* [INSTRUCTION]: Without the pictures, print each of the records below exactly as it appears.

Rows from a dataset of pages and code
BEGIN

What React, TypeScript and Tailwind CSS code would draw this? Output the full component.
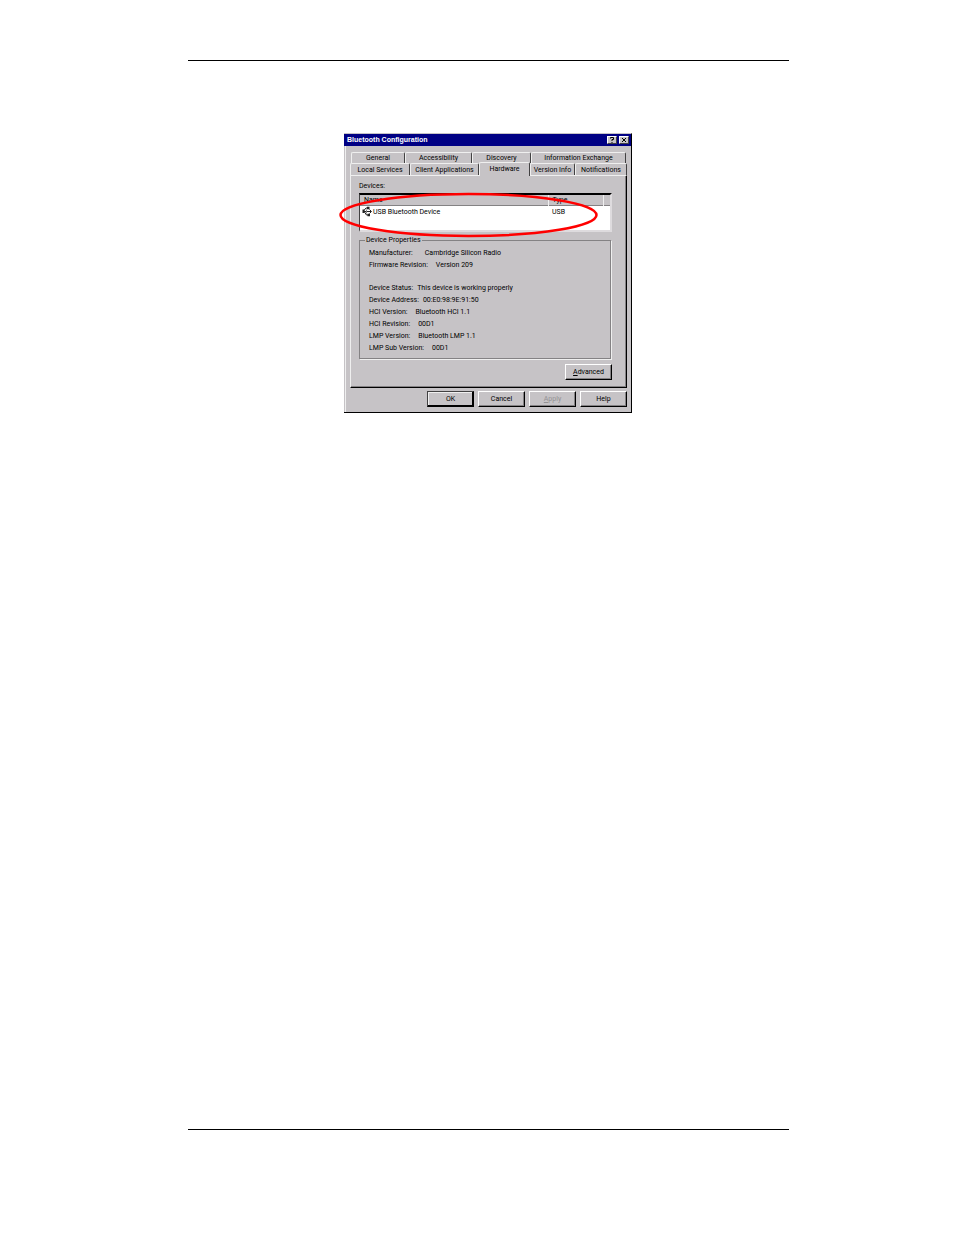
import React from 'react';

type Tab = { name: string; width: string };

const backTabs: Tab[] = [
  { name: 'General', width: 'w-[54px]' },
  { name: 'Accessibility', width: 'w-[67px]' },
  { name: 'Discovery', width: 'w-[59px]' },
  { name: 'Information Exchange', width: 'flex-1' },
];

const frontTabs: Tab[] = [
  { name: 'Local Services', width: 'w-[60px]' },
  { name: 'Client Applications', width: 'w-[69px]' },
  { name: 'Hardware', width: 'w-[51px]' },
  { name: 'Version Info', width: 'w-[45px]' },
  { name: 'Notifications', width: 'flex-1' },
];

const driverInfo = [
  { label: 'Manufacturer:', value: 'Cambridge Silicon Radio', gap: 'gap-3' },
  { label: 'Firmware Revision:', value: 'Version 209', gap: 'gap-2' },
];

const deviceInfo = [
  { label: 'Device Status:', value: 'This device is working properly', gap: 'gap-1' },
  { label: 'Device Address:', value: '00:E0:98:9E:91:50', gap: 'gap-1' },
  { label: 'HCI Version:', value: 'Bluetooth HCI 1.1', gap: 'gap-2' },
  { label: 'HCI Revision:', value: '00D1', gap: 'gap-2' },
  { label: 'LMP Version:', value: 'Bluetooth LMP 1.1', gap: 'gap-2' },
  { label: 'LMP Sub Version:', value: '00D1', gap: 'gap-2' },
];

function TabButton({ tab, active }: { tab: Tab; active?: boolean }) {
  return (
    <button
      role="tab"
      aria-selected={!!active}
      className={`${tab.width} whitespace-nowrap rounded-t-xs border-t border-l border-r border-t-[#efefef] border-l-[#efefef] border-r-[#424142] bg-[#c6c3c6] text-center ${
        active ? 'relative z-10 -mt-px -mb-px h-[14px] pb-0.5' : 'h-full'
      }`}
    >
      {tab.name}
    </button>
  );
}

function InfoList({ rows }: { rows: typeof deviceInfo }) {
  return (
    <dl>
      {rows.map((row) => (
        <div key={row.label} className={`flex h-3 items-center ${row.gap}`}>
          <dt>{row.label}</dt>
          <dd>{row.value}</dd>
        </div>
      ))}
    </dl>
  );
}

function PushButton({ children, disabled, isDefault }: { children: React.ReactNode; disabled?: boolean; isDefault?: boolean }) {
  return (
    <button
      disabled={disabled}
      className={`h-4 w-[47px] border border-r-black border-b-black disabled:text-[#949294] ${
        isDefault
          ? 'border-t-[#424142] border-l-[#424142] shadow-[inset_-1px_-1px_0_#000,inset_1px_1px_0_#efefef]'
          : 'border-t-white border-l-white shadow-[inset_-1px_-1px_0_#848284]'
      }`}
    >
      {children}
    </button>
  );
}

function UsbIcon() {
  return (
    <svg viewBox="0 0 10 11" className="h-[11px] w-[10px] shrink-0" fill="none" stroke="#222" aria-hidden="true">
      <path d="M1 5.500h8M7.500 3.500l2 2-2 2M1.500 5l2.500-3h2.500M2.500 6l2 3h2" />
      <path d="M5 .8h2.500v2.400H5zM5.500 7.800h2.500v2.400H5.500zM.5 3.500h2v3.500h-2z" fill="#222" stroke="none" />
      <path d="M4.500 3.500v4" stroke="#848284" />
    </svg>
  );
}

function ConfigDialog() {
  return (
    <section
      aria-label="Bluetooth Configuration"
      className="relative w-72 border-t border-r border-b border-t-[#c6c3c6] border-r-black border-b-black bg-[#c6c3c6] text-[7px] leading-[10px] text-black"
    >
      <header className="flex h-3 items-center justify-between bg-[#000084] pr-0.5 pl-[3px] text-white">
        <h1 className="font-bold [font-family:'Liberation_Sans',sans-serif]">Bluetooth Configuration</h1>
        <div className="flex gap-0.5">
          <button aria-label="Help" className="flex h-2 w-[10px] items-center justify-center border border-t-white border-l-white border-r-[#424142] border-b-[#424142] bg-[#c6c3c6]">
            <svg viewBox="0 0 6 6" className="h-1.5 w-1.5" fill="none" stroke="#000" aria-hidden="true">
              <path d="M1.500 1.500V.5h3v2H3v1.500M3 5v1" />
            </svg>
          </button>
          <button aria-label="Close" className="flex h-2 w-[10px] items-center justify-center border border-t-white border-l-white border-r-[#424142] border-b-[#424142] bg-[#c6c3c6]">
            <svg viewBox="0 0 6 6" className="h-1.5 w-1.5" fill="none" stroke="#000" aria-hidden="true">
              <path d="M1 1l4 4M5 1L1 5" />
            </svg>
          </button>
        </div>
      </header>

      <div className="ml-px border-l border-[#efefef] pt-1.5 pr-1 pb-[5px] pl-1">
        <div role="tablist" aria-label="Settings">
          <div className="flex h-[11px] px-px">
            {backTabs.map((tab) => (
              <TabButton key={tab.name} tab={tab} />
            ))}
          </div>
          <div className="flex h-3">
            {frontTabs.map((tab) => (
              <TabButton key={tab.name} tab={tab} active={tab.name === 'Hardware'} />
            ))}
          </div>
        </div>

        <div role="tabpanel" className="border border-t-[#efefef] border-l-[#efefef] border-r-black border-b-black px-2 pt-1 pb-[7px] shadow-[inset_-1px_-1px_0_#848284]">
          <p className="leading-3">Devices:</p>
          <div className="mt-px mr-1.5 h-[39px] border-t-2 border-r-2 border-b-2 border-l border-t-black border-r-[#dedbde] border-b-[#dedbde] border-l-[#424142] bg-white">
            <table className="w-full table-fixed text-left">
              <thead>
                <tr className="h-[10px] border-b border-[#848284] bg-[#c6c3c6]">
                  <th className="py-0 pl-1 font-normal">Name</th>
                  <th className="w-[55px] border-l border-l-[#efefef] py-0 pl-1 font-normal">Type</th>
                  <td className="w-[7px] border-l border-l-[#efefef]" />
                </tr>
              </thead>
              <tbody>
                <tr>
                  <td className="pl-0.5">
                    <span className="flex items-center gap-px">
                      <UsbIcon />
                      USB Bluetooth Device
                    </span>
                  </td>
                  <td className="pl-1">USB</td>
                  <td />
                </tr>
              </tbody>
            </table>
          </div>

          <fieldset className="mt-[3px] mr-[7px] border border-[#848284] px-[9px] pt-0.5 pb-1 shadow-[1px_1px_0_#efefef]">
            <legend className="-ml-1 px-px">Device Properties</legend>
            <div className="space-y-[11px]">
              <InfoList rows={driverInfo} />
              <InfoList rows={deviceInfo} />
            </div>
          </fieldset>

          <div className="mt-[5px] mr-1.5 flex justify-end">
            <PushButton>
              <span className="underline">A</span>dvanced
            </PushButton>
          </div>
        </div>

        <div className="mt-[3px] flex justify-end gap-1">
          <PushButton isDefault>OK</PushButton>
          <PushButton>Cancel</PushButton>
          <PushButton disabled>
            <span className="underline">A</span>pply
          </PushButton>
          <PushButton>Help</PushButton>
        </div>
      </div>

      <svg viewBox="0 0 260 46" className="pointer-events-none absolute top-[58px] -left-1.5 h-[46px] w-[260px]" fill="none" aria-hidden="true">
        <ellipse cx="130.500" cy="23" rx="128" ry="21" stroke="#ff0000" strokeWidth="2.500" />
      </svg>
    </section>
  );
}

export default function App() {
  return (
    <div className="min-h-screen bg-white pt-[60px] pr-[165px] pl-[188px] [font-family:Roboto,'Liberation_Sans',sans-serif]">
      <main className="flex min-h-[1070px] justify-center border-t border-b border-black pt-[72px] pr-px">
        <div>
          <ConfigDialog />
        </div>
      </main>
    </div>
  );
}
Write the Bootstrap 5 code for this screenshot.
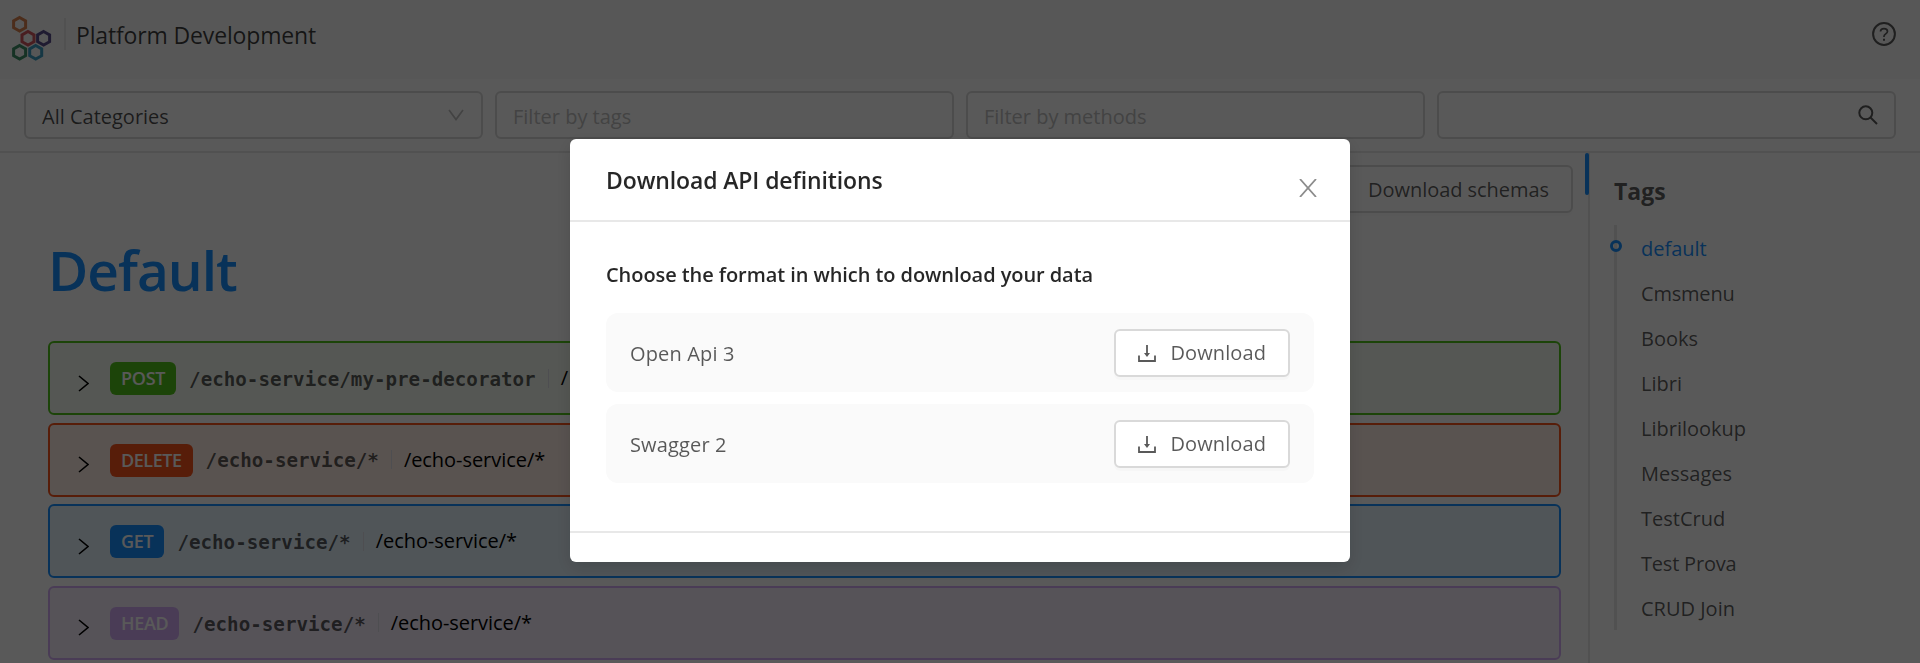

END

* [EXERCISE SOLUTION]:
What React, TypeScript and Tailwind CSS code would draw this? Output the full component.
import React from 'react';

type Tab = { name: string; width: string };

const backTabs: Tab[] = [
  { name: 'General', width: 'w-[54px]' },
  { name: 'Accessibility', width: 'w-[67px]' },
  { name: 'Discovery', width: 'w-[59px]' },
  { name: 'Information Exchange', width: 'flex-1' },
];

const frontTabs: Tab[] = [
  { name: 'Local Services', width: 'w-[60px]' },
  { name: 'Client Applications', width: 'w-[69px]' },
  { name: 'Hardware', width: 'w-[51px]' },
  { name: 'Version Info', width: 'w-[45px]' },
  { name: 'Notifications', width: 'flex-1' },
];

const driverInfo = [
  { label: 'Manufacturer:', value: 'Cambridge Silicon Radio', gap: 'gap-3' },
  { label: 'Firmware Revision:', value: 'Version 209', gap: 'gap-2' },
];

const deviceInfo = [
  { label: 'Device Status:', value: 'This device is working properly', gap: 'gap-1' },
  { label: 'Device Address:', value: '00:E0:98:9E:91:50', gap: 'gap-1' },
  { label: 'HCI Version:', value: 'Bluetooth HCI 1.1', gap: 'gap-2' },
  { label: 'HCI Revision:', value: '00D1', gap: 'gap-2' },
  { label: 'LMP Version:', value: 'Bluetooth LMP 1.1', gap: 'gap-2' },
  { label: 'LMP Sub Version:', value: '00D1', gap: 'gap-2' },
];

function TabButton({ tab, active }: { tab: Tab; active?: boolean }) {
  return (
    <button
      role="tab"
      aria-selected={!!active}
      className={`${tab.width} whitespace-nowrap rounded-t-xs border-t border-l border-r border-t-[#efefef] border-l-[#efefef] border-r-[#424142] bg-[#c6c3c6] text-center ${
        active ? 'relative z-10 -mt-px -mb-px h-[14px] pb-0.5' : 'h-full'
      }`}
    >
      {tab.name}
    </button>
  );
}

function InfoList({ rows }: { rows: typeof deviceInfo }) {
  return (
    <dl>
      {rows.map((row) => (
        <div key={row.label} className={`flex h-3 items-center ${row.gap}`}>
          <dt>{row.label}</dt>
          <dd>{row.value}</dd>
        </div>
      ))}
    </dl>
  );
}

function PushButton({ children, disabled, isDefault }: { children: React.ReactNode; disabled?: boolean; isDefault?: boolean }) {
  return (
    <button
      disabled={disabled}
      className={`h-4 w-[47px] border border-r-black border-b-black disabled:text-[#949294] ${
        isDefault
          ? 'border-t-[#424142] border-l-[#424142] shadow-[inset_-1px_-1px_0_#000,inset_1px_1px_0_#efefef]'
          : 'border-t-white border-l-white shadow-[inset_-1px_-1px_0_#848284]'
      }`}
    >
      {children}
    </button>
  );
}

function UsbIcon() {
  return (
    <svg viewBox="0 0 10 11" className="h-[11px] w-[10px] shrink-0" fill="none" stroke="#222" aria-hidden="true">
      <path d="M1 5.500h8M7.500 3.500l2 2-2 2M1.500 5l2.500-3h2.500M2.500 6l2 3h2" />
      <path d="M5 .8h2.500v2.400H5zM5.500 7.800h2.500v2.400H5.500zM.5 3.500h2v3.500h-2z" fill="#222" stroke="none" />
      <path d="M4.500 3.500v4" stroke="#848284" />
    </svg>
  );
}

function ConfigDialog() {
  return (
    <section
      aria-label="Bluetooth Configuration"
      className="relative w-72 border-t border-r border-b border-t-[#c6c3c6] border-r-black border-b-black bg-[#c6c3c6] text-[7px] leading-[10px] text-black"
    >
      <header className="flex h-3 items-center justify-between bg-[#000084] pr-0.5 pl-[3px] text-white">
        <h1 className="font-bold [font-family:'Liberation_Sans',sans-serif]">Bluetooth Configuration</h1>
        <div className="flex gap-0.5">
          <button aria-label="Help" className="flex h-2 w-[10px] items-center justify-center border border-t-white border-l-white border-r-[#424142] border-b-[#424142] bg-[#c6c3c6]">
            <svg viewBox="0 0 6 6" className="h-1.5 w-1.5" fill="none" stroke="#000" aria-hidden="true">
              <path d="M1.500 1.500V.5h3v2H3v1.500M3 5v1" />
            </svg>
          </button>
          <button aria-label="Close" className="flex h-2 w-[10px] items-center justify-center border border-t-white border-l-white border-r-[#424142] border-b-[#424142] bg-[#c6c3c6]">
            <svg viewBox="0 0 6 6" className="h-1.5 w-1.5" fill="none" stroke="#000" aria-hidden="true">
              <path d="M1 1l4 4M5 1L1 5" />
            </svg>
          </button>
        </div>
      </header>

      <div className="ml-px border-l border-[#efefef] pt-1.5 pr-1 pb-[5px] pl-1">
        <div role="tablist" aria-label="Settings">
          <div className="flex h-[11px] px-px">
            {backTabs.map((tab) => (
              <TabButton key={tab.name} tab={tab} />
            ))}
          </div>
          <div className="flex h-3">
            {frontTabs.map((tab) => (
              <TabButton key={tab.name} tab={tab} active={tab.name === 'Hardware'} />
            ))}
          </div>
        </div>

        <div role="tabpanel" className="border border-t-[#efefef] border-l-[#efefef] border-r-black border-b-black px-2 pt-1 pb-[7px] shadow-[inset_-1px_-1px_0_#848284]">
          <p className="leading-3">Devices:</p>
          <div className="mt-px mr-1.5 h-[39px] border-t-2 border-r-2 border-b-2 border-l border-t-black border-r-[#dedbde] border-b-[#dedbde] border-l-[#424142] bg-white">
            <table className="w-full table-fixed text-left">
              <thead>
                <tr className="h-[10px] border-b border-[#848284] bg-[#c6c3c6]">
                  <th className="py-0 pl-1 font-normal">Name</th>
                  <th className="w-[55px] border-l border-l-[#efefef] py-0 pl-1 font-normal">Type</th>
                  <td className="w-[7px] border-l border-l-[#efefef]" />
                </tr>
              </thead>
              <tbody>
                <tr>
                  <td className="pl-0.5">
                    <span className="flex items-center gap-px">
                      <UsbIcon />
                      USB Bluetooth Device
                    </span>
                  </td>
                  <td className="pl-1">USB</td>
                  <td />
                </tr>
              </tbody>
            </table>
          </div>

          <fieldset className="mt-[3px] mr-[7px] border border-[#848284] px-[9px] pt-0.5 pb-1 shadow-[1px_1px_0_#efefef]">
            <legend className="-ml-1 px-px">Device Properties</legend>
            <div className="space-y-[11px]">
              <InfoList rows={driverInfo} />
              <InfoList rows={deviceInfo} />
            </div>
          </fieldset>

          <div className="mt-[5px] mr-1.5 flex justify-end">
            <PushButton>
              <span className="underline">A</span>dvanced
            </PushButton>
          </div>
        </div>

        <div className="mt-[3px] flex justify-end gap-1">
          <PushButton isDefault>OK</PushButton>
          <PushButton>Cancel</PushButton>
          <PushButton disabled>
            <span className="underline">A</span>pply
          </PushButton>
          <PushButton>Help</PushButton>
        </div>
      </div>

      <svg viewBox="0 0 260 46" className="pointer-events-none absolute top-[58px] -left-1.5 h-[46px] w-[260px]" fill="none" aria-hidden="true">
        <ellipse cx="130.500" cy="23" rx="128" ry="21" stroke="#ff0000" strokeWidth="2.500" />
      </svg>
    </section>
  );
}

export default function App() {
  return (
    <div className="min-h-screen bg-white pt-[60px] pr-[165px] pl-[188px] [font-family:Roboto,'Liberation_Sans',sans-serif]">
      <main className="flex min-h-[1070px] justify-center border-t border-b border-black pt-[72px] pr-px">
        <div>
          <ConfigDialog />
        </div>
      </main>
    </div>
  );
}
Write the Bootstrap 5 code for this screenshot.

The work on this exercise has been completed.